*** Rows ***

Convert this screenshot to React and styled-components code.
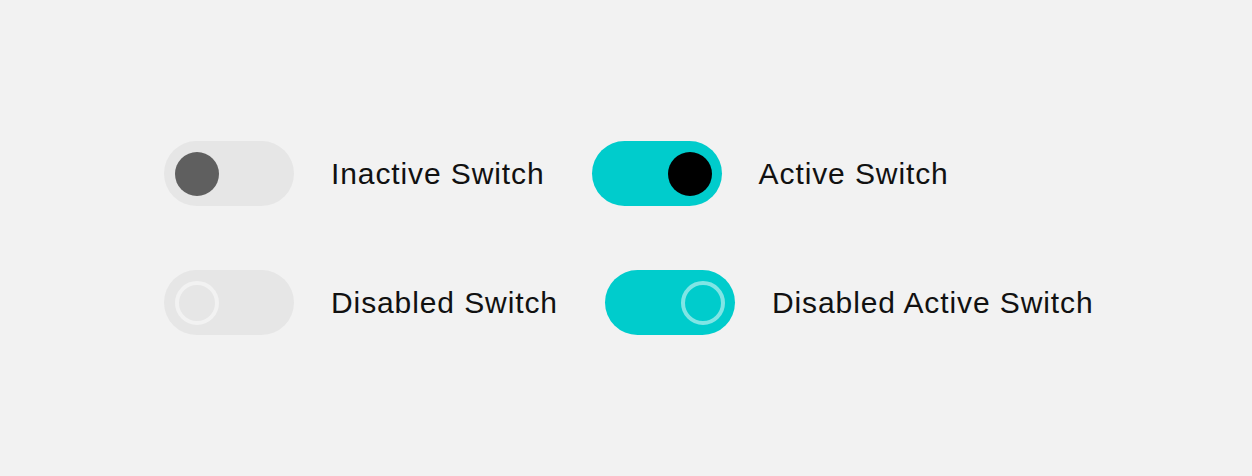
import React, { useState } from "react";
import styled, { createGlobalStyle, css } from "styled-components";

const GlobalStyle = createGlobalStyle`
  html, body {
    margin: 0;
    padding: 0;
    background: #f2f2f2;
  }
  body {
    font-family: "Liberation Sans", Arial, sans-serif;
    color: #111;
  }
`;

const Page = styled.main`
  min-height: 476px;
  box-sizing: border-box;
  padding: 141px 0 0 164px;
  display: flex;
  flex-direction: column;
  gap: 64px;
`;

const Row = styled.div`
  display: flex;
  align-items: center;
  gap: 47px;
`;

const Item = styled.label`
  display: flex;
  align-items: center;
  gap: 37px;
  cursor: ${(p) => (p.disabled ? "default" : "pointer")};
`;

const Track = styled.span`
  position: relative;
  display: block;
  width: 130px;
  height: 65px;
  border-radius: 33px;
  background: ${(p) => (p.on ? "#00cccc" : "#e6e6e6")};
  transition: background 0.2s;
`;

const Knob = styled.span`
  position: absolute;
  top: 10.5px;
  left: ${(p) => (p.on ? "76px" : "11px")};
  width: 44px;
  height: 44px;
  box-sizing: border-box;
  border-radius: 50%;
  background: ${(p) => (p.on ? "#000" : "#5f5f5f")};
  transition: left 0.2s;
  ${(p) =>
    p.disabled &&
    css`
      background: transparent;
      border: 4px solid ${p.on ? "#80e5e5" : "#f2f2f2"};
    `}
`;

const Text = styled.span`
  font-size: 30px;
  letter-spacing: 0.9px;
  line-height: 1;
  white-space: nowrap;
`;

function Switch({ label, initial, disabled }) {
  const [on, setOn] = useState(initial);
  return (
    <Item disabled={disabled} onClick={() => !disabled && setOn(!on)}>
      <Track on={on ? 1 : 0}>
        <Knob on={on ? 1 : 0} disabled={disabled} />
      </Track>
      <Text>{label}</Text>
    </Item>
  );
}

export default function App() {
  return (
    <>
      <GlobalStyle />
      <Page>
        <Row>
          <Switch label="Inactive Switch" initial={false} />
          <Switch label="Active Switch" initial={true} />
        </Row>
        <Row>
          <Switch label="Disabled Switch" initial={false} disabled />
          <Switch label="Disabled Active Switch" initial={true} disabled />
        </Row>
      </Page>
    </>
  );
}
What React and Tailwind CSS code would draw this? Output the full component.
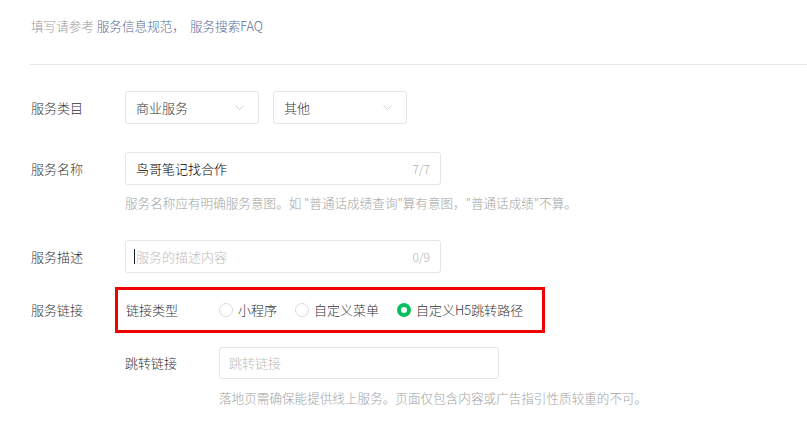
import React from 'react'

const FONT = '"Noto Sans CJK SC", "Noto Sans", "Liberation Sans", sans-serif'

function Chevron() {
  return (
    <svg width="9" height="5" viewBox="0 0 9 5" fill="none">
      <path d="M0.5 0.5 L4.5 4.5 L8.5 0.5" stroke="#d2d2d2" strokeWidth="1" />
    </svg>
  )
}

function Select({ value }) {
  return (
    <div className="flex h-[33px] w-[134px] items-center justify-between rounded-[3px] border border-[#e5e5e5] pl-[10px] pr-[14px] text-[13px] text-[#353535]">
      <span>{value}</span>
      <Chevron />
    </div>
  )
}

function Radio({ checked, label }) {
  return (
    <label className="flex items-center gap-[5px]">
      {checked ? (
        <span className="box-border h-[14px] w-[14px] rounded-full border-[4px] border-[#07c160] bg-white" />
      ) : (
        <span className="box-border h-[14px] w-[14px] rounded-full border border-[#d9d9d9] bg-white" />
      )}
      <span>{label}</span>
    </label>
  )
}

function Row({ label, children, className = '' }) {
  return (
    <div className={`flex items-center ${className}`}>
      <div className="w-[94px] shrink-0 text-[13px] text-[#353535]">{label}</div>
      {children}
    </div>
  )
}

export default function App() {
  return (
    <div
      className="h-[426px] w-[807px] overflow-hidden bg-white font-light"
      style={{ fontFamily: FONT }}
    >
      <div className="pl-[31px] pt-[18px] text-[12.6px] leading-[16px] text-[#9a9a9a]">
        填写请参考 <span className="text-[#576b95]">服务信息规范，</span>
        <span className="ml-[5px] text-[#576b95]">服务搜索FAQ</span>
      </div>
      <div className="ml-[30px] mt-[30px] h-px bg-[#e7e7e7]" />

      <div className="pl-[31px]">
        <Row label="服务类目" className="mt-[26px]">
          <div className="flex gap-[14px]">
            <Select value="商业服务" />
            <Select value="其他" />
          </div>
        </Row>

        <Row label="服务名称" className="mt-[28px]">
          <div className="flex h-[33px] w-[316px] items-center justify-between rounded-[3px] border border-[#e5e5e5] pl-[10px] pr-[10px] text-[13px]">
            <span className="text-black">鸟哥笔记找合作</span>
            <span className="text-[12px] text-[#b2b2b2]">7/7</span>
          </div>
        </Row>
        <div className="ml-[94px] mt-[10px] text-[12.6px] leading-[16px] text-[#a3a3a3]">
          服务名称应有明确服务意图。如 "普通话成绩查询"算有意图，"普通话成绩"不算。
        </div>

        <Row label="服务描述" className="mt-[29px]">
          <div className="flex h-[33px] w-[316px] items-center justify-between rounded-[3px] border border-[#e5e5e5] pl-[8px] pr-[10px] text-[13px]">
            <span className="flex items-center text-[#bdbdbd]">
              <span className="mr-px h-[15px] w-px bg-[#1a1a1a]" />
              服务的描述内容
            </span>
            <span className="text-[12px] text-[#b2b2b2]">0/9</span>
          </div>
        </Row>

        <Row label="服务链接" className="mt-[14px]">
          <div className="-ml-[10px] flex h-[46px] w-[430px] items-center border-[3px] border-[#f00000] pl-[8px] text-[13px] text-[#353535]">
            <div className="w-[93px] shrink-0">链接类型</div>
            <div className="flex items-center gap-[18px]">
              <Radio label="小程序" />
              <Radio label="自定义菜单" />
              <Radio checked label="自定义H5跳转路径" />
            </div>
          </div>
        </Row>

        <div className="ml-[94px] mt-[14px] flex items-center">
          <div className="w-[94px] shrink-0 text-[13px] text-[#353535]">跳转链接</div>
          <div className="flex h-[32px] w-[280px] items-center rounded-[3px] border border-[#e5e5e5] pl-[9px] text-[13px] text-[#bdbdbd]">
            跳转链接
          </div>
        </div>
        <div className="ml-[188px] mt-[11px] text-[12.6px] leading-[16px] text-[#a3a3a3]">
          落地页需确保能提供线上服务。页面仅包含内容或广告指引性质较重的不可。
        </div>
      </div>
    </div>
  )
}
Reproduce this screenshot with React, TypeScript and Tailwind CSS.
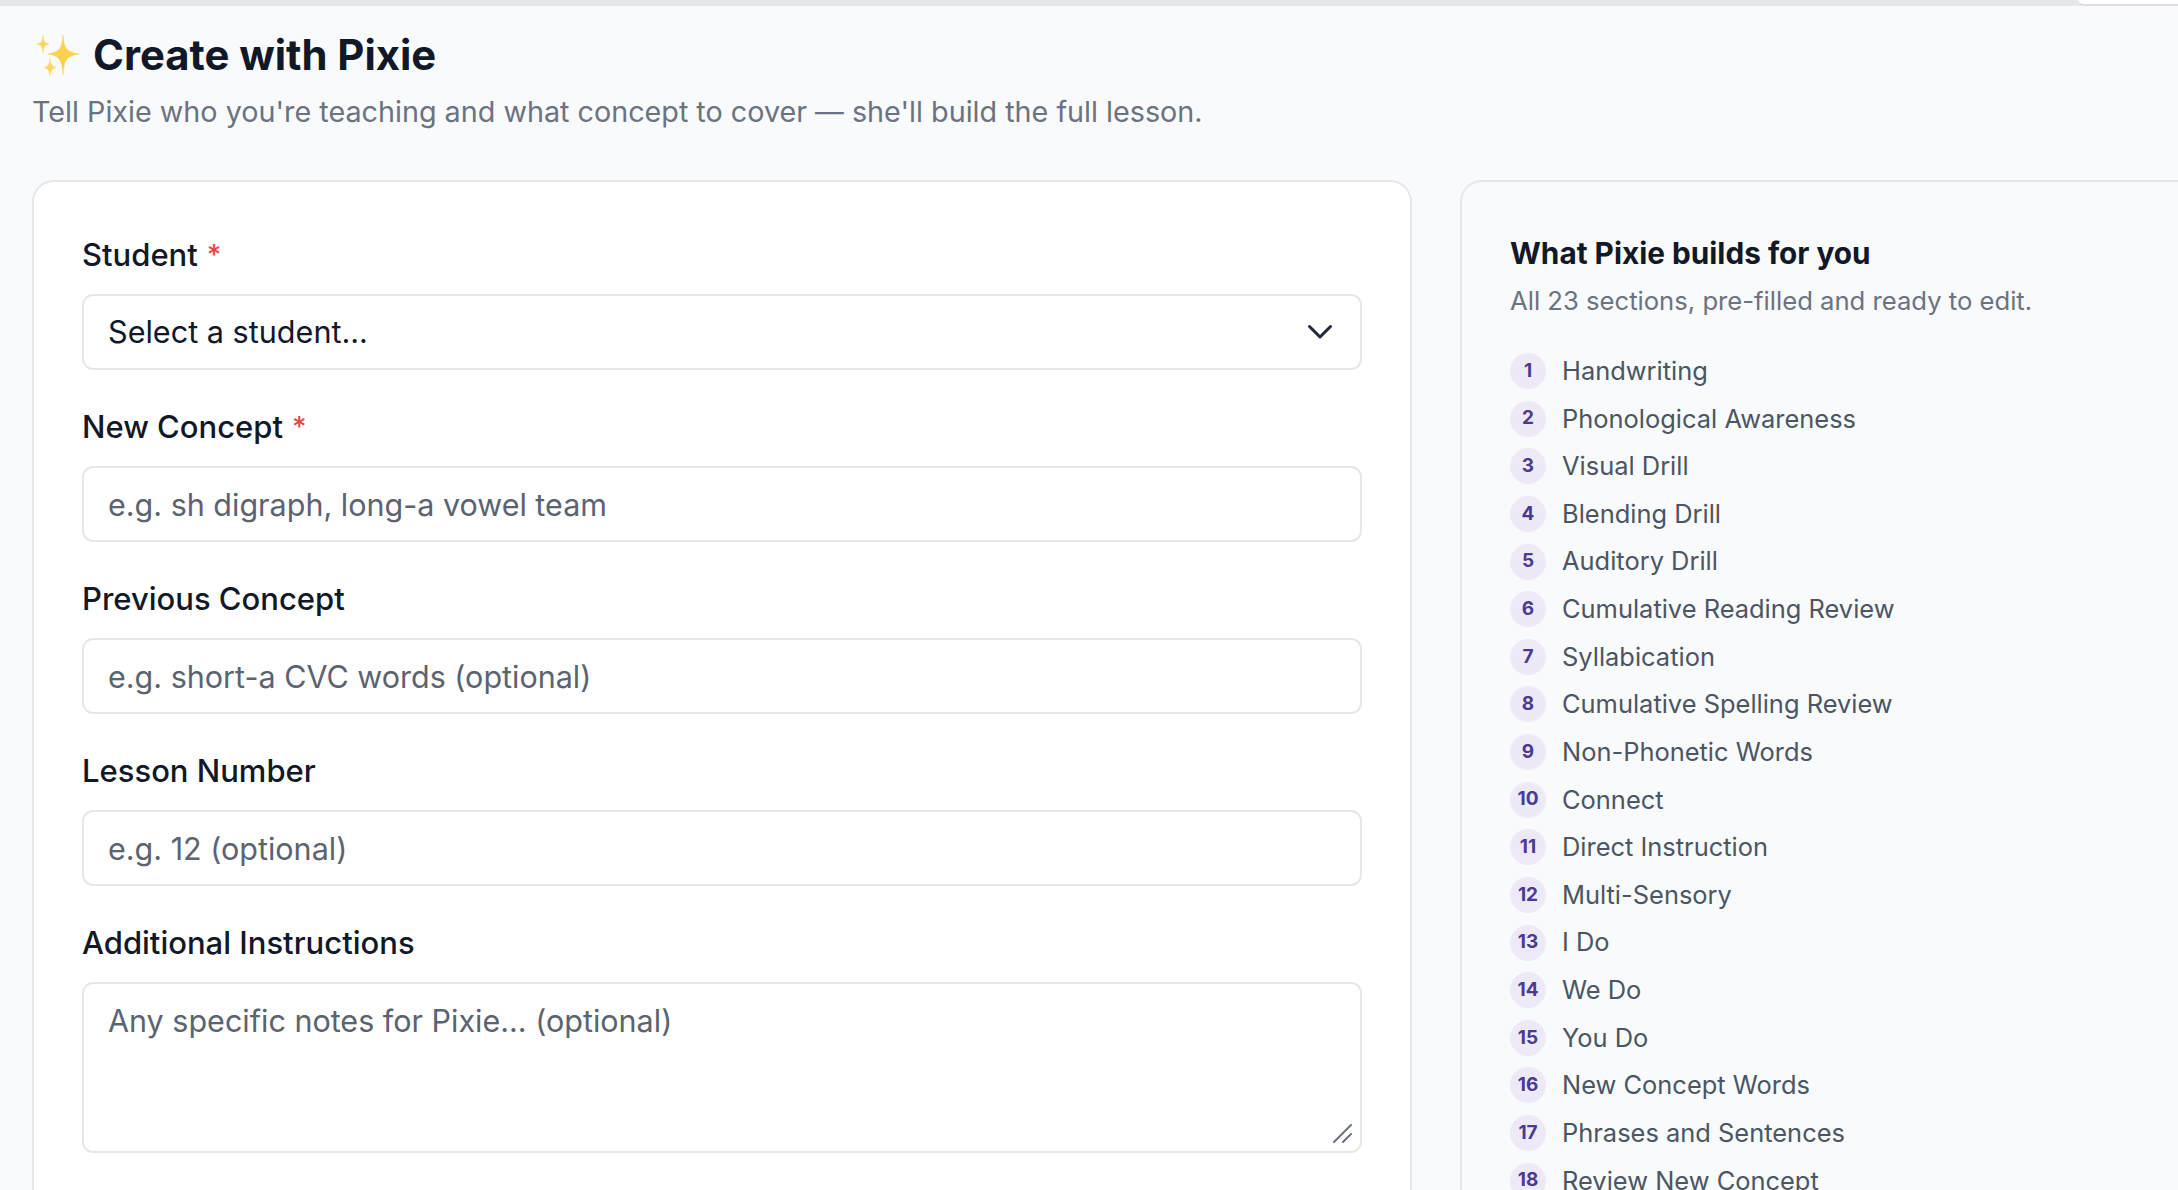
const sections = ["Handwriting","Phonological Awareness","Visual Drill","Blending Drill","Auditory Drill","Cumulative Reading Review","Syllabication","Cumulative Spelling Review","Non-Phonetic Words","Connect","Direct Instruction","Multi-Sensory","I Do","We Do","You Do","New Concept Words","Phrases and Sentences","Review New Concept"];

function Sparkles() {
  return (
    <svg width="44" height="44" viewBox="0 0 44 44" className="shrink-0 ml-[4px]">
      <path d="M27 2 C28 15 30 19 43 21 C30 23 28 27 27 42 C26 27 24 23 12 21 C24 19 26 15 27 2Z" fill="#fdd14f" stroke="#fdd14f" strokeWidth="0.6" />
      <path d="M7 2 C7.5 8 8.5 10 13 11 C8.5 12 7.5 14 7 20 C6.5 14 5.5 12 1 11 C5.5 10 6.5 8 7 2Z" fill="#fdd663" stroke="#fdd663" strokeWidth="0.5" />
      <path d="M14 26 C14.5 31 15.5 33 20 34.5 C15.5 36 14.5 38 14 43 C13.5 38 12.5 36 8 34.5 C12.5 33 13.5 31 14 26Z" fill="#fdd663" stroke="#fdd663" strokeWidth="0.5" />
    </svg>
  );
}

function Label({ text, required }: { text: string; required?: boolean }) {
  return (
    <div className="h-[40px] mb-[19px] flex items-center text-[31px] font-medium text-[#111827]">
      <span>{text}</span>
      {required && <span className="ml-[9px] text-[#ef4444] text-[28px]">*</span>}
    </div>
  );
}

function Field({ label, placeholder, required }: { label: string; placeholder: string; required?: boolean }) {
  return (
    <div className="mb-[37px]">
      <Label text={label} required={required} />
      <input
        placeholder={placeholder}
        className="block w-full h-[76px] px-[24px] bg-white border-2 border-[#e5e7eb] rounded-[11px] text-[30.5px] text-[#111827] placeholder:text-[#5b6370] outline-none"
      />
    </div>
  );
}

export default function App() {
  return (
    <div className="h-[1190px] w-[2178px] overflow-hidden bg-[#f9fafb] font-['Inter',sans-serif] relative">
      <div className="h-[6px] bg-[#e5e7eb]" />
      <div className="absolute top-0 right-0 w-[100px] h-[6px] bg-white border-b-2 border-[#dcdee2] rounded-bl-[14px]" />
      <div className="pl-[32px]">
        <div className="flex items-center h-[56px] mt-[21px] gap-[13px]">
          <Sparkles />
          <h1 className="text-[41.8px] font-bold text-[#111827]">Create with Pixie</h1>
        </div>
        <p className="mt-[9px] text-[28.74px] leading-[40px] text-[#6b7280]">Tell Pixie who you're teaching and what concept to cover — she'll build the full lesson.</p>
        <div className="flex mt-[48px] gap-[48px] items-start">
          <div className="w-[1380px] h-[1100px] shrink-0 bg-white border-2 border-[#e5e7eb] rounded-[22px] px-[48px] pt-[53px]">
            <div className="mb-[37px]">
              <Label text="Student" required />
              <div className="relative">
                <select className="block w-full h-[76px] px-[24px] appearance-none bg-white border-2 border-[#e5e7eb] rounded-[11px] text-[30.6px] text-[#111827] outline-none">
                  <option>Select a student...</option>
                </select>
                <svg viewBox="0 0 24 24" fill="none" stroke="#1f2937" strokeWidth="2" strokeLinecap="round" strokeLinejoin="round" className="absolute right-[24px] top-[19px] w-[36px] h-[36px]">
                  <path d="M5 9l7 7 7-7" />
                </svg>
              </div>
            </div>
            <Field label="New Concept" placeholder="e.g. sh digraph, long-a vowel team" required />
            <Field label="Previous Concept" placeholder="e.g. short-a CVC words (optional)" />
            <Field label="Lesson Number" placeholder="e.g. 12 (optional)" />
            <div>
              <Label text="Additional Instructions" />
              <div className="relative">
                <textarea
                  placeholder="Any specific notes for Pixie... (optional)"
                  className="block w-full h-[171px] px-[24px] py-[14px] resize-none bg-white border-2 border-[#e5e7eb] rounded-[11px] text-[30.5px] text-[#111827] placeholder:text-[#5b6370] outline-none"
                />
                <svg viewBox="0 0 20 20" fill="none" stroke="#6b7280" strokeWidth="2" strokeLinecap="round" className="absolute right-[9px] bottom-[9px] w-[20px] h-[20px]">
                  <path d="M1 18L18 1M10 18L18 10" />
                </svg>
              </div>
            </div>
          </div>
          <div className="w-[800px] h-[1100px] shrink-0 bg-[#f9fafb] border-2 border-[#e5e7eb] rounded-[22px] px-[48px] pt-[53px]">
            <h2 className="text-[29.75px] font-bold text-[#111827] leading-[36px]">What Pixie builds for you</h2>
            <p className="mt-[12px] text-[25.65px] text-[#6b7280] leading-[36px]">All 23 sections, pre-filled and ready to edit.</p>
            <ol className="mt-[34px] flex flex-col gap-[11.63px]">
              {sections.map((s, i) => (
                <li key={s} className="flex items-center gap-[16px] h-[36px]">
                  <span className="w-[36px] h-[36px] rounded-full bg-[#ede9f7] text-[#4c3a92] text-[19px] font-bold flex items-center justify-center shrink-0">{i + 1}</span>
                  <span className="text-[25.45px] text-[#4b5563]">{s}</span>
                </li>
              ))}
            </ol>
          </div>
        </div>
      </div>
    </div>
  );
}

***

## [Problem details]
Identify the lines that contain the string "styled", and copy every one of them.

## [Output of the exercise]
Convert this screenshot to React and styled-components code.
import styled, { createGlobalStyle, css } from "styled-components";
const Page = styled.main`
const Row = styled.div`
const Item = styled.label`
const Track = styled.span`
const Knob = styled.span`
const Text = styled.span`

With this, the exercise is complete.